Voxelized Geometry [Atomontage]


Comments

    Voxels are very cool in some ways, but you'll notice the complete lack of animation here. Voxel rendering is easy, voxel animation is incredibly difficult. As is doing things like lighting and shadows.

      still early days though negs.... remember how polygonal games were in their infancy before skeletal animation etc.... i recon we are still about 10 years away with voxels... there isnt as much of a technological push nowadays with new technologies, unlike years ago... many great strides were made by individuals like john carmack, back when game dev was more of a hobby and an intellectual programming challenge.now its just a money press pumping out crap after crap

        "back when game dev was more of a hobby and an intellectual programming challenge.now its just a money press pumping out crap after crap"

        hahaha!

        oh wait your serious....

        HAHAHAHA!!

        no no...your absolutly right....we had amazing games back then, Like Bubsy, which was an absolute masterpeice and definetly NOT an attempt to ride the trend of a certain other game charachter

        or that mcdonalds game for the original NES

        Even back in the early days of flat-shaded polygons, we were able to animate them. It's actually very easy to apply a transform to a vertex in 3D - just a matrix multiplication. In fact, the early 2D stuff that games were doing way back uses the exact same mathematics, and there were 3D vector games in the 70s which animated wireframe stuff.

        Voxel manipulation is exactly the same, except instead of transforming just 3 points to move a triangle on screen, you have to transform each voxel that comprises that triangle. Doing things like simulating cloth or hair or the like would involve moving thousands if not millions of voxels at once. Effectively it's making up everything in a scene from a cloud of particles.

        The real issue is that Voxels don't offer us that much in terms of graphical fidelity over what we already get with 3D rendering techniques, unless you are rendering them at tiny size and massive complexity. They're also incredibly hard to actually sculpt as well. Want to increase the cost to make assets for every game exponentially?
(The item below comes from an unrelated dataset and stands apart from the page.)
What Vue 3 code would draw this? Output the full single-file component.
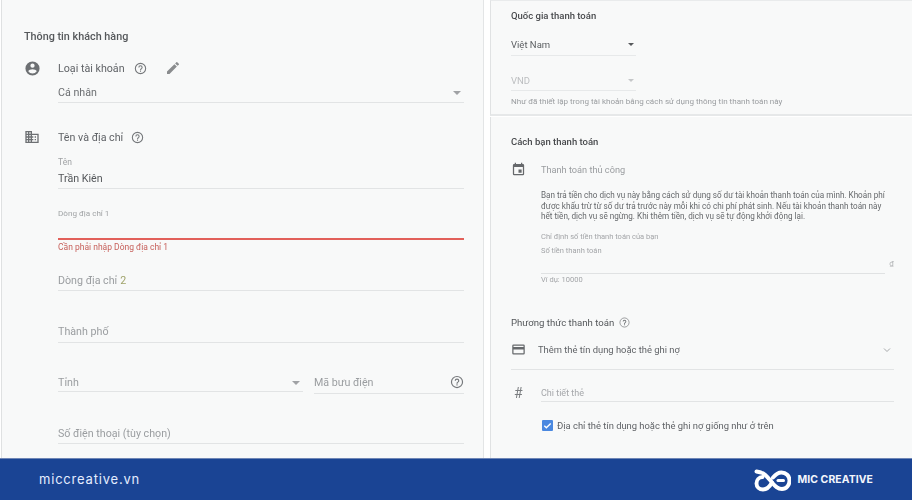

Voxels are the answer.

        The only way I can see Voxels taking off is if we also get a corresponding lift in interest in procedural generation of content - they're quite well suited for that I think.

    Perfect for large scale strategy or flight sims!
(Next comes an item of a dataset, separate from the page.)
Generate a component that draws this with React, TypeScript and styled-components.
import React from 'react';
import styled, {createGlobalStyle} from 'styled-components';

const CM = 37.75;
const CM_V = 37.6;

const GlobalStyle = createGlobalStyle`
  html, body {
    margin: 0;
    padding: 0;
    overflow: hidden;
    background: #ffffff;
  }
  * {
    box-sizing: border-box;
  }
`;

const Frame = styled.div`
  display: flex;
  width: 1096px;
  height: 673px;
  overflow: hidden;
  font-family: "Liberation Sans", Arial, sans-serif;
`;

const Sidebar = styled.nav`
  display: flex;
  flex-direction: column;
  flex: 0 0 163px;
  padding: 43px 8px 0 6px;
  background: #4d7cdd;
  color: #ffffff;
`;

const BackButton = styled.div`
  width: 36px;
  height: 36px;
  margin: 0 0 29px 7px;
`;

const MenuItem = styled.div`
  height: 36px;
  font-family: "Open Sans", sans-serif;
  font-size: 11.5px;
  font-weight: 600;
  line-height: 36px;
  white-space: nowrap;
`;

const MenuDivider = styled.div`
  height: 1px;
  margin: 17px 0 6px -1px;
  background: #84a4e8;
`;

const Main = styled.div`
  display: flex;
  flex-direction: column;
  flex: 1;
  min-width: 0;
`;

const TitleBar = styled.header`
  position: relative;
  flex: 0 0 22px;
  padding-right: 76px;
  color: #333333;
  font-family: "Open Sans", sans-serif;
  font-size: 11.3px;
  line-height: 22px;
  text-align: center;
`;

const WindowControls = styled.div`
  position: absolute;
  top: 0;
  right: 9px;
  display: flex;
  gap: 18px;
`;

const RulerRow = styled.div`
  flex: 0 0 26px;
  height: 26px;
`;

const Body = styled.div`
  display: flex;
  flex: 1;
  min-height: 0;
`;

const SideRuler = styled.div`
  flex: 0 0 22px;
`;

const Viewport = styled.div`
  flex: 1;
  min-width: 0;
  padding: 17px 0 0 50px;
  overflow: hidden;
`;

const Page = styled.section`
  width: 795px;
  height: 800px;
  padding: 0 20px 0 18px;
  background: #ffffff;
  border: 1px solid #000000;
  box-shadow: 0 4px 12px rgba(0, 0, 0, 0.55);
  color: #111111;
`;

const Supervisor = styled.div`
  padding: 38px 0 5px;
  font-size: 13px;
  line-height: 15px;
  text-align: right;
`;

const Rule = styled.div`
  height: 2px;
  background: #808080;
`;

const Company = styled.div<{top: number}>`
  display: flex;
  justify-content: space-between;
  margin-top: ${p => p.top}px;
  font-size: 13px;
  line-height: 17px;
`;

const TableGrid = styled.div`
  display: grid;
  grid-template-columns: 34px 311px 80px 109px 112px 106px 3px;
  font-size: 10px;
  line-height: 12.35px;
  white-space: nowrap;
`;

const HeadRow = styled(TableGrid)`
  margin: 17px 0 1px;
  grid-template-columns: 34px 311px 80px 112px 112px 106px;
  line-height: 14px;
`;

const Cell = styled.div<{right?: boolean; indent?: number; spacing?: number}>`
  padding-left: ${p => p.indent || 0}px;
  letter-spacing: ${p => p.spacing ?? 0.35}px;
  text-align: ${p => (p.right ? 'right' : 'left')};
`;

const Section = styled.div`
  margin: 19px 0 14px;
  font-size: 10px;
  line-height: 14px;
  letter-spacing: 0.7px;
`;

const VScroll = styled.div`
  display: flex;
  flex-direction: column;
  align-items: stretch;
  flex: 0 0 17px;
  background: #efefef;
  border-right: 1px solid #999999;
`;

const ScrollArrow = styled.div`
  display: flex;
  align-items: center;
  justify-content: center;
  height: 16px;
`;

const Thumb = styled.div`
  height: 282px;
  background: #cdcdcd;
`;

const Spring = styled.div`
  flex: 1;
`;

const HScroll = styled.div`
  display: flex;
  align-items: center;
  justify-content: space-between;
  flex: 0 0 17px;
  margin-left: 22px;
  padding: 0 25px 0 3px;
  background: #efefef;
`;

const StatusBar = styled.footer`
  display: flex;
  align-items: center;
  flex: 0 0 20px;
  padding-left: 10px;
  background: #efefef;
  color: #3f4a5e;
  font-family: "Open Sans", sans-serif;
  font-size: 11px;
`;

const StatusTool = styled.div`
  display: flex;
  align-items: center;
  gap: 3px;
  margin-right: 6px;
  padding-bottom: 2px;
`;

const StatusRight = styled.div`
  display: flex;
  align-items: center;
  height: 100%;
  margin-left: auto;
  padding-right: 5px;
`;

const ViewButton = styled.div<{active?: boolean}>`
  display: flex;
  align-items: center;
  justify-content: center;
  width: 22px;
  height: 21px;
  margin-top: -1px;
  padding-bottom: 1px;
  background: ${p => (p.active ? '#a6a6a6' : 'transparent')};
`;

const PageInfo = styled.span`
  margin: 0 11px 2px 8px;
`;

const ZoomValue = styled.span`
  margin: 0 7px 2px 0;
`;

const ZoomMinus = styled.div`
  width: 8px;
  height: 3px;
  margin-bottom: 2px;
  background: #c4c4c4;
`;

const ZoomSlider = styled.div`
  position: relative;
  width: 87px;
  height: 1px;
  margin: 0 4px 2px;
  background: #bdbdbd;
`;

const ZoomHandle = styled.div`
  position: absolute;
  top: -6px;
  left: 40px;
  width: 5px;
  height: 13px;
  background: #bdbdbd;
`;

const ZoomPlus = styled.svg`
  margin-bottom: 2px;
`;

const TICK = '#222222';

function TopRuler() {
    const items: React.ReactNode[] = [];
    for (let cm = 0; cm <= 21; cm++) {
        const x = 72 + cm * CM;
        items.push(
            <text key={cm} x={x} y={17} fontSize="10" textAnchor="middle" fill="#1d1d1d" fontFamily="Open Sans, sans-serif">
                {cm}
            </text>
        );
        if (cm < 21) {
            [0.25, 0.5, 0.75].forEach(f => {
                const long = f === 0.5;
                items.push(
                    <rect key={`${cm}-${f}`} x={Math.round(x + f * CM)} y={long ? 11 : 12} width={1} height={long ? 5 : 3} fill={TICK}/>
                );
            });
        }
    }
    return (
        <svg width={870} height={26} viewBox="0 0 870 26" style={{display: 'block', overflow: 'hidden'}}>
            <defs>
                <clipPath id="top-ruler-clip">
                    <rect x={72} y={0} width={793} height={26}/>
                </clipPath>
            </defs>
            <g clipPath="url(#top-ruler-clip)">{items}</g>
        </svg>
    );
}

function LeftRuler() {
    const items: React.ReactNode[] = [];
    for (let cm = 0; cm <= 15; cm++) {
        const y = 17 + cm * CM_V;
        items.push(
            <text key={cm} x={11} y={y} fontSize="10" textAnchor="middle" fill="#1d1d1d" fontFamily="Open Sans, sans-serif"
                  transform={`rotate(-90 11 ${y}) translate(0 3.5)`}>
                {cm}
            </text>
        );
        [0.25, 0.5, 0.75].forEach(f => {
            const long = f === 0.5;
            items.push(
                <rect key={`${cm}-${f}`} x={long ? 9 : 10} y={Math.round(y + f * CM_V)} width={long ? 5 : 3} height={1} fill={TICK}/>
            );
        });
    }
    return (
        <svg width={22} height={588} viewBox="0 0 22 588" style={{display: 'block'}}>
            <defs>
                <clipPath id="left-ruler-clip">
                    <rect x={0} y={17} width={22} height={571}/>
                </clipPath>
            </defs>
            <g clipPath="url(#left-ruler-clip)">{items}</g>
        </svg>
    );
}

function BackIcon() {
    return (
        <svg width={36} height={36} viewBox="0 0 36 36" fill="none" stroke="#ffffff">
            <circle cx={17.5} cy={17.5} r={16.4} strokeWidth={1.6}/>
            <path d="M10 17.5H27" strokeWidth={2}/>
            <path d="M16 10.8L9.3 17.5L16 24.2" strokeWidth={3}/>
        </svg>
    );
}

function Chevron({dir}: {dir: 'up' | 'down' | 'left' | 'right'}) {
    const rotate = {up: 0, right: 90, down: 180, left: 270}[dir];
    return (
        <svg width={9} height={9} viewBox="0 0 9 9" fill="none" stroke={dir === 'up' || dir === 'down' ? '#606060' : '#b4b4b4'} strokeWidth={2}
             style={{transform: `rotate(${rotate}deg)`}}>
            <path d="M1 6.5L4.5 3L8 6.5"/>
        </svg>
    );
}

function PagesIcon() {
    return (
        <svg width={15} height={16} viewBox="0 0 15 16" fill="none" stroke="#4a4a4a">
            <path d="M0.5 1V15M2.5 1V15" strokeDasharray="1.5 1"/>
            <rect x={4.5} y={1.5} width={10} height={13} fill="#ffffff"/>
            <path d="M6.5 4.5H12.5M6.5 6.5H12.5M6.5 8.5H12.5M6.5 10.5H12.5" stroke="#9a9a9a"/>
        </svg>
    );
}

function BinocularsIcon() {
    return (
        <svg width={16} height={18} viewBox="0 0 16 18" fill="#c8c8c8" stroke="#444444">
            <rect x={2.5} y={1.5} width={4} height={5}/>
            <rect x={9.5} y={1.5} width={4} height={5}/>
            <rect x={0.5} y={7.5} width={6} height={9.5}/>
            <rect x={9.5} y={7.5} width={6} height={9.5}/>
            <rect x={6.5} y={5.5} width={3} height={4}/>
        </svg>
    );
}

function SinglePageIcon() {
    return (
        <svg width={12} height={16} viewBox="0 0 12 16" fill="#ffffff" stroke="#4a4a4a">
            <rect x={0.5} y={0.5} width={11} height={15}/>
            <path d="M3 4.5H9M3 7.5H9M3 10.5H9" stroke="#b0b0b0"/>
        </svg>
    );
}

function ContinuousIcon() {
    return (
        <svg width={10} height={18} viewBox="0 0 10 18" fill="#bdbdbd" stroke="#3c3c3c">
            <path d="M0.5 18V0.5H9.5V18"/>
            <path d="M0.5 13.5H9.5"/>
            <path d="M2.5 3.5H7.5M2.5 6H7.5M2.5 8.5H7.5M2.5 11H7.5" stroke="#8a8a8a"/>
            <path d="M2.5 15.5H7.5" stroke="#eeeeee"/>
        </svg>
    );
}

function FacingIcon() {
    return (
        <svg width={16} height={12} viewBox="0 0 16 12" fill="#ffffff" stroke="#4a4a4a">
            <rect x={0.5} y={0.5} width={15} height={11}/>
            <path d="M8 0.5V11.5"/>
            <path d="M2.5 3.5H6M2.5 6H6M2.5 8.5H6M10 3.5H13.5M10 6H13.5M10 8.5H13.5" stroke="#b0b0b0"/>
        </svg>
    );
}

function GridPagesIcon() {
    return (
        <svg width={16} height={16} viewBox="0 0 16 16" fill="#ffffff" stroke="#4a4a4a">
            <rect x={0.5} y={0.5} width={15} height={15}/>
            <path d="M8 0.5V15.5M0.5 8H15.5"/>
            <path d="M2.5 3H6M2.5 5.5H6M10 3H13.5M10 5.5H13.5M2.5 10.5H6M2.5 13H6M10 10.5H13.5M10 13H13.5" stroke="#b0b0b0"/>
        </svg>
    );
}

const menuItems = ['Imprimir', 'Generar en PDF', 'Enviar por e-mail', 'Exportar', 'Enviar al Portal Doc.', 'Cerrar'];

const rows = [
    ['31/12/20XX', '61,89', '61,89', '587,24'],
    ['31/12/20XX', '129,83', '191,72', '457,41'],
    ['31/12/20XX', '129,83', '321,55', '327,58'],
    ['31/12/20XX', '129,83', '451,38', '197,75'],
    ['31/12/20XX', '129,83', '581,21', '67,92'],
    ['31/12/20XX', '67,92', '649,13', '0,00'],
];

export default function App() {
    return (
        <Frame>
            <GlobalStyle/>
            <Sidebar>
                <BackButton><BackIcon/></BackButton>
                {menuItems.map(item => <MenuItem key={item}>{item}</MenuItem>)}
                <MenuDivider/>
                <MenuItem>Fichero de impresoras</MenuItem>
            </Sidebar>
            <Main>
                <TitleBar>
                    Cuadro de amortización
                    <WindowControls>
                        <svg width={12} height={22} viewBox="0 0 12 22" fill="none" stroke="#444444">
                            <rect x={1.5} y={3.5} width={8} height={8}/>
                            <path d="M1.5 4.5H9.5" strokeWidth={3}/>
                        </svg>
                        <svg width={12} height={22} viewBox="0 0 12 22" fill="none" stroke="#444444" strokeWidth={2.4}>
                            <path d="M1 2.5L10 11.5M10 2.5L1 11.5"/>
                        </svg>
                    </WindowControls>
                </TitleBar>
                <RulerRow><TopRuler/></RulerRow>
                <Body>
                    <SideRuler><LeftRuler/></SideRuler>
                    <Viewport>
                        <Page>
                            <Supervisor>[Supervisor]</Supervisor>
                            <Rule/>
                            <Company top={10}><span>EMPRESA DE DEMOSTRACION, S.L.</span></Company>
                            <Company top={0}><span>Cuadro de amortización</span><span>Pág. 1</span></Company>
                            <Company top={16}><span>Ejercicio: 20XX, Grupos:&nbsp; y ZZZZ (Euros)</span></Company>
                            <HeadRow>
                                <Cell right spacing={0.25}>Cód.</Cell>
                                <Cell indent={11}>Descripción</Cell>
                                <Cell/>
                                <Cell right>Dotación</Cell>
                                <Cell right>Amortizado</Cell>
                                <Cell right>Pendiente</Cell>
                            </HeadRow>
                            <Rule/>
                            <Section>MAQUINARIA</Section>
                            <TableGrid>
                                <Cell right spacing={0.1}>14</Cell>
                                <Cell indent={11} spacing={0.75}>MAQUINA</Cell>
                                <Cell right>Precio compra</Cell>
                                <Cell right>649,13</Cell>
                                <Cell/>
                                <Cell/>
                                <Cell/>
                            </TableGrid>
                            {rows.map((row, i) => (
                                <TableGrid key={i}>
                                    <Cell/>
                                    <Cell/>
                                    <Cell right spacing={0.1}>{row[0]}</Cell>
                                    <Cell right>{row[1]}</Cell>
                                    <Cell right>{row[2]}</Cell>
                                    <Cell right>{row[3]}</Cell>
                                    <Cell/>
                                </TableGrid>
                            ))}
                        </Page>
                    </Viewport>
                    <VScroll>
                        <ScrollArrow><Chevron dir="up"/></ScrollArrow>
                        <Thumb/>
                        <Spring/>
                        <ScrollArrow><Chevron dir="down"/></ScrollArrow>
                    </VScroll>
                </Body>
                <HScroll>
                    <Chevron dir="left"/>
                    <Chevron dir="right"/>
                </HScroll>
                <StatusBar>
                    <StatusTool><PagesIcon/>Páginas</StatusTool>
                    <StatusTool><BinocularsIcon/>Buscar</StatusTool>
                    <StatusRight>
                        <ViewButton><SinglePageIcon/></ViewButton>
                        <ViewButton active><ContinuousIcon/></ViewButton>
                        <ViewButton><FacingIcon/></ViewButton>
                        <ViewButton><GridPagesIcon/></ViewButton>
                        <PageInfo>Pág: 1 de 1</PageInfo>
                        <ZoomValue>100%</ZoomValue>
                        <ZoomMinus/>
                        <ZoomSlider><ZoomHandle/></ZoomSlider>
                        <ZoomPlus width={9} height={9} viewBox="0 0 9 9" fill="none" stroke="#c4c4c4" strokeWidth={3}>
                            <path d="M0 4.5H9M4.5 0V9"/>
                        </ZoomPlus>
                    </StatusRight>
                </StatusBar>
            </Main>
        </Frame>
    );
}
      And city builders / transport tycoons.

      I'm guessing that the world there though was not modelled but scanned, so it would find an audience in the business world perhaps. Real estate mock-ups and such.

        It would probably be lidar sourced.
        I use to work for a company doing real time Urban simulations. We never directly used lidar data, as it was no use to us in our 'standard' game type engine at the time. But this type of thing engine with lidar would have been awesome for our purpose. :)
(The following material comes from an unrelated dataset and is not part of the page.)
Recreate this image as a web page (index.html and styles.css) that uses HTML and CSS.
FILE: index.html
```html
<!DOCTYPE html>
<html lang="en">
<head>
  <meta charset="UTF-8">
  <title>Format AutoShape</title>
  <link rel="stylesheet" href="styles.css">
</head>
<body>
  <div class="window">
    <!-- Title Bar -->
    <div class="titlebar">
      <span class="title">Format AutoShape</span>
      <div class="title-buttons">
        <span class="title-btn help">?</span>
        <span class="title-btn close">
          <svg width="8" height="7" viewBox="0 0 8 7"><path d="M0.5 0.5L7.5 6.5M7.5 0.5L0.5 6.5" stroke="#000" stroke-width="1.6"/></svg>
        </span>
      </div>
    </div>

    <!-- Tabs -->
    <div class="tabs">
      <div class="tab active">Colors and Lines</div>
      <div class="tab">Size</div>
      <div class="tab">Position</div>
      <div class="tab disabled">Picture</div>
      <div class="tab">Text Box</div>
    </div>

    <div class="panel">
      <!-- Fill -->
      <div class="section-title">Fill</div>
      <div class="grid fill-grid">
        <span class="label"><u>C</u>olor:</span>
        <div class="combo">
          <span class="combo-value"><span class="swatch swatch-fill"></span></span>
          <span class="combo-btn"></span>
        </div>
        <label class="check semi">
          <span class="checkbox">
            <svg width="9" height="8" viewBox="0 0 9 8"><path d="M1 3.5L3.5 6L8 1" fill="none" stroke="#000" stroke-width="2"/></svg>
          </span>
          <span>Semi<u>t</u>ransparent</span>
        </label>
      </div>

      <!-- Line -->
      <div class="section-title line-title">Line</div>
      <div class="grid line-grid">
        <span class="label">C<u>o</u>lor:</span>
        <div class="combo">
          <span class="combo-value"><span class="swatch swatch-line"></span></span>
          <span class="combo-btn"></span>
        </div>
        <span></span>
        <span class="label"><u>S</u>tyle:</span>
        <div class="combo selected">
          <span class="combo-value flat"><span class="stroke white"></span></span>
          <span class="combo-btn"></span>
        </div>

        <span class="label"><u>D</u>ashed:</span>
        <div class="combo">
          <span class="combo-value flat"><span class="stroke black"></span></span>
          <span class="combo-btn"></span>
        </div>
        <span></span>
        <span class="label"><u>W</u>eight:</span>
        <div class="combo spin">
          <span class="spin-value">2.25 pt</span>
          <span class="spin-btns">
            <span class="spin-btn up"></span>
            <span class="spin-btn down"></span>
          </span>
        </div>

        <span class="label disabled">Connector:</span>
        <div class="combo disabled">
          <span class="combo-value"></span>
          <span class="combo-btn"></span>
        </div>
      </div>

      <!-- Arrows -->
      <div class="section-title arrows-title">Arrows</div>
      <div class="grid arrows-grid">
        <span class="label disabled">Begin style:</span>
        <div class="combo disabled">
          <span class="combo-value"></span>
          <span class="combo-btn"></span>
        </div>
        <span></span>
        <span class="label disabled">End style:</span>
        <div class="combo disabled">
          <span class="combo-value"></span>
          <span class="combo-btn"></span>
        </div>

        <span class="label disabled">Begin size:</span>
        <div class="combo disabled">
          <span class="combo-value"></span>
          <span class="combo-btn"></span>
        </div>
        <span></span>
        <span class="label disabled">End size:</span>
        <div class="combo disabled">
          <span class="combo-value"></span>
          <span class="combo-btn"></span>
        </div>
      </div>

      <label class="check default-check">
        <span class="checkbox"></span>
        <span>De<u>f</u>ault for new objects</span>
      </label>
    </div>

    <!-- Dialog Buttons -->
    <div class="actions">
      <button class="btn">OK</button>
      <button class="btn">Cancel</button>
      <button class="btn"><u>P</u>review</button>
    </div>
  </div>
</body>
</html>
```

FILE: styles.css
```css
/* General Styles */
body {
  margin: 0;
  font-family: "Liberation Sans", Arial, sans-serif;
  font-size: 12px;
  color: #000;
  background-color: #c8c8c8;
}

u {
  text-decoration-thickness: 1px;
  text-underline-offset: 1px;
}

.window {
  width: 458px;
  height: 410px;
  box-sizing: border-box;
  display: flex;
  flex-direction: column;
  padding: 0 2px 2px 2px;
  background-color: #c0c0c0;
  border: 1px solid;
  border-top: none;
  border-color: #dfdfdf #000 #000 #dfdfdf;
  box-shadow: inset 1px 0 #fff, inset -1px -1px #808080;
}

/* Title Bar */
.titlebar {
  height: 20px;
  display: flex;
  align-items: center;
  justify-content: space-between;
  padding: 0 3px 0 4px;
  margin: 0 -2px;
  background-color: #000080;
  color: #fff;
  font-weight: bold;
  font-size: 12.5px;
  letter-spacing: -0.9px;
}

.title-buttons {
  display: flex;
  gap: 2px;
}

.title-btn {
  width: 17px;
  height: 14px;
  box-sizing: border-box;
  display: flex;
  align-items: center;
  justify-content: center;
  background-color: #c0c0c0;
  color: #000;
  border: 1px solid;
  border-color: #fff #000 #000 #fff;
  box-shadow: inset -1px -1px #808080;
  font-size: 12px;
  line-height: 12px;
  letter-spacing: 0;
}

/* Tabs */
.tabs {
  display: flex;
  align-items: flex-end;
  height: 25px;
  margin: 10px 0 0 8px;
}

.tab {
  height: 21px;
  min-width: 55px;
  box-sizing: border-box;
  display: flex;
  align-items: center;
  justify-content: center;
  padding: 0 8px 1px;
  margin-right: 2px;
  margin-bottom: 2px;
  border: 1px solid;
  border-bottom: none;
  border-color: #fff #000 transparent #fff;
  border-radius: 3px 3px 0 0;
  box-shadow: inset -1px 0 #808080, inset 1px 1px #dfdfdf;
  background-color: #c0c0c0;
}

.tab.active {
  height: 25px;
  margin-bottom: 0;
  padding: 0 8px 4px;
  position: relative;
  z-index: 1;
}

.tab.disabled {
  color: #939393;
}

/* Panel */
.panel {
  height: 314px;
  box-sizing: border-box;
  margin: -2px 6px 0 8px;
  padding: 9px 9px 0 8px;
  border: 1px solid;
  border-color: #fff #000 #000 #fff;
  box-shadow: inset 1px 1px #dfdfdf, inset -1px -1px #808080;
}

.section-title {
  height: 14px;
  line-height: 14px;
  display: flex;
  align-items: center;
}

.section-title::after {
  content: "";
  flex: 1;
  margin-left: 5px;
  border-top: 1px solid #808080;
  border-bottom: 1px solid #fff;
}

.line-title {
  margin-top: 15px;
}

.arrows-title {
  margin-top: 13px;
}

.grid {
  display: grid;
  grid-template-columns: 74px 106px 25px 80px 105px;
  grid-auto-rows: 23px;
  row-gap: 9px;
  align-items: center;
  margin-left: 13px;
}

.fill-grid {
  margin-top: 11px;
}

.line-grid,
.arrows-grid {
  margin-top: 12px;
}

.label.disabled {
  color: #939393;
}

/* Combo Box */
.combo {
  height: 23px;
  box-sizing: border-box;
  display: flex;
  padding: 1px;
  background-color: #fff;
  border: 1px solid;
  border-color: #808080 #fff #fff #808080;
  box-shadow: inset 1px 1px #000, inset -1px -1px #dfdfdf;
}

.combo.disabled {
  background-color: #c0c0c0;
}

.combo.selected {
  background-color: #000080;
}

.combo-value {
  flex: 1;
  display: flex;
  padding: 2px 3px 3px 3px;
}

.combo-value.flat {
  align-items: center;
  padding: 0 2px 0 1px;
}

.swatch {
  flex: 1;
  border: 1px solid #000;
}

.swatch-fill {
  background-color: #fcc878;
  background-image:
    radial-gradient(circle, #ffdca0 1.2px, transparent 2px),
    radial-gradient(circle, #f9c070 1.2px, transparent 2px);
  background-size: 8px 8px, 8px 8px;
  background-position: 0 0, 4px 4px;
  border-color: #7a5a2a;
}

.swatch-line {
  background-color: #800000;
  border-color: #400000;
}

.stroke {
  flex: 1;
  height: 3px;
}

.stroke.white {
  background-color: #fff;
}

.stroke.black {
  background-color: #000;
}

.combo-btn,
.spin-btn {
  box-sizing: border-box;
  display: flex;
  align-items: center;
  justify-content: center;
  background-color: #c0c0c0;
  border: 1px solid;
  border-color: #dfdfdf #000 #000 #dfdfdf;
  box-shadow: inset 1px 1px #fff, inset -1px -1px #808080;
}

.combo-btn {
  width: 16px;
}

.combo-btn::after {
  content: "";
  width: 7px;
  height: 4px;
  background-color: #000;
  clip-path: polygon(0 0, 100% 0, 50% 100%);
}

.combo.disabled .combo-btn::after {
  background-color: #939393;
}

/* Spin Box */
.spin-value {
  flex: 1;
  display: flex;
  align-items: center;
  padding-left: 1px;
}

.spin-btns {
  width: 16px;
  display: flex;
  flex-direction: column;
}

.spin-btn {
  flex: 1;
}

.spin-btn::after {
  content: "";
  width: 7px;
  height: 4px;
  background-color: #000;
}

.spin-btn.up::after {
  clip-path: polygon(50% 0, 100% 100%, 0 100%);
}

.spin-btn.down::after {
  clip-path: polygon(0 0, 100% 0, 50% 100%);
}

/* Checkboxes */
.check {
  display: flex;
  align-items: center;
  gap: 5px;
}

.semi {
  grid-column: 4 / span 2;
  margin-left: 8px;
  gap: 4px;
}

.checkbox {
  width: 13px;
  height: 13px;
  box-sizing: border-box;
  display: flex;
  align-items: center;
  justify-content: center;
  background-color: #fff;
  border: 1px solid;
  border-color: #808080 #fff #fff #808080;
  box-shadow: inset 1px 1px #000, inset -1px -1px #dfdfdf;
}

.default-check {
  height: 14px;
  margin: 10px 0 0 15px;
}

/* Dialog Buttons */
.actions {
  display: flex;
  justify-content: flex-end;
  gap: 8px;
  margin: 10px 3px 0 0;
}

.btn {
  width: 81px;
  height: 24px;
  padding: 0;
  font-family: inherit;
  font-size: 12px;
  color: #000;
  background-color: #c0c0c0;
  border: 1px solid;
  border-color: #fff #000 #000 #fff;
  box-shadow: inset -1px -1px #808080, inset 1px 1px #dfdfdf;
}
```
    what the crap is this shit?

    "he video above makes this look like something from the distant future of better video games."

    you're having a laugh yeah? That looks fucking awful.

      Look at the big boy using his swears!
      We should all give him a pat on the back for showing us just how adult he is!

        yeah i wasnt even going to dive into this argument with him...

    Unlike most engines, Atomontage is based not on polygons but voxels. So, think Minecraft, only in this case on a far more detailed scale.

    Yeah except Minecraft doesn't use voxels.

      Technically it does, since everything in the world is made up of cubes so the basic building blocks of everything is a voxel. But you're right, it's rendering 3D cubes, not 'voxels'.

        The engine renders textured cuboid polygons though, not voxels. There are many games that do actually use true voxels that could have been used as an example for comparison instead.

          The last game I actually remember using Voxels was C&C2. What are some other examples?

            Well sticking with the Minecraft theme, there is Ace of Spades. The games are pretty similar from a gameplay/aesthetics point of view, but the way they are rendered are what makes the difference, and the article above is about voxel rendering, not the rendering of polygons that look and act like voxels.

    This will be great for static landscapes and models, but for anything that requires bone rigging for character animation and movement this will just not work. If anyone knows a bit about animation will know what i mean, when you move joints, polygon faces stretch, but with voxels, you will have holes appearing whenever they get moved apart.

      +1

      Coming from a 3D background I have had a few thoughts on possible techniques to fix\hack voxel animation issues: probably already been thought of and dismissed by people a lot smarter than me! But I'd still love to read into what has been tried and the results. :P

    thats not from Euclideon, thats someone else, good job though

      markus notch claimed the Eucldieon version "bullshit" not these guys

    Looks like they started with an aerial LIDAR point cloud..... then just a bit of real time adding and removing of points. I notice that he isn't able to recreate anything that looks as nice as the original material during his real time manipulation.

    looks well basic.

      Unimaginative. This is a technical demo showing that models can be created in a sculpted fashion rather than constructed.